Some people say as much as $0.30 a bushel, which is about
8%
Akiko Fujita: So, if China isn’t
the biggest market, where are you seeing the biggest growth? And
what’s the potential for prices to push higher if some kind
of deal is reached?
Sal
Gilbertie: When a deal is reached, because China needs food.
They cannot exist without buying food from the US, tariffs or no
tariffs, what will happen is soybeans will come back into vogue
meaning there is about half a billion bushels of soybeans that
China will buy that they’re short on now to this point in the
year. And that will have an effect on corn, because corn and
soybean share acres. The big story is ethanol. China is moving to
ethanol – that chart’s really appropriate that you put
up. Because when the US went to E-10 so 10% ethanol in our gasoline
– it doubled the price of corn. If you look at that chart
closely
Adam
Shapiro: Can we pull that chart up again? It shows it really
well. Our producer Yvette created this for us, and it shows the
spike.
Sal
Gilbertie: That’s a great chart. And that – if
you take the spikes out and look at the flatline of the trading,
pre-ethanol it was about $1.75 to $2 a bushel. Post–ethanol,
it was exactly double. About $3.50 to $4 a bushel. Those spikes are
from droughts. And the reason you spike is because demand rises
almost every single year for ags, So, when there is a drought, you
have a problem and you spike. The key here is if China goes to
E-10. We doubled the price of rural corn by going to E-10. China is
about a third of our market. It won’t create the same impact.

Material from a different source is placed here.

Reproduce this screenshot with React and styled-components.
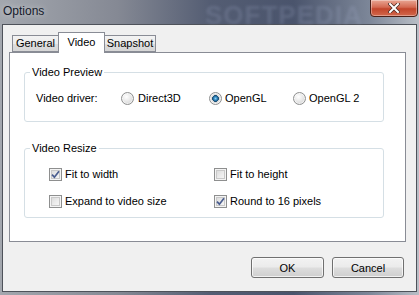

There will be an enormous impact on corn that no one is talking
about. It’s nine months away.
Brian Cheung: So, Sal, obviously trade
factors a lot into ag commodities pricing, but that seems to be a
story, as you illustrate, not just for corn but for a number of
other commodities as well. Are there other driving factors beyond,
also, droughts that kind of play into it? How is domestic
consumption looking for corn and also other
commodities?
Sal
Gilbertie: Global consumption of corn is actually rising
about 4%. Global production of corn is rising about 2%. So,
you’ve got actually demand outstripping the supply and
growth. And supplies of corn are going to drop globally 10% based
on last USDA estimates from year to year. So, you’ve got a
tightening balance sheet, which is not a bearish factor. Now
you’ve got the trade war and the floods that are basically
causing this contagion, if you will.
Adam
Shapiro: Real quick, I mean, just today, the ETF is trading
down slightly. Is there a threat that because of the soybean
tariffs, that we put more crop land in production to grow corn and
that could depress corn prices going forward?
Sal
Gilbertie: Most farmer believe they will plant more corn
than soybeans because there are so many soybeans in inventory. But
it’s a normal cycle. It’s a normal
cycle.
Akiko Fujita: Ok, Sal appreciate your
time today. Sal Gilbertie joining us here at the
desk.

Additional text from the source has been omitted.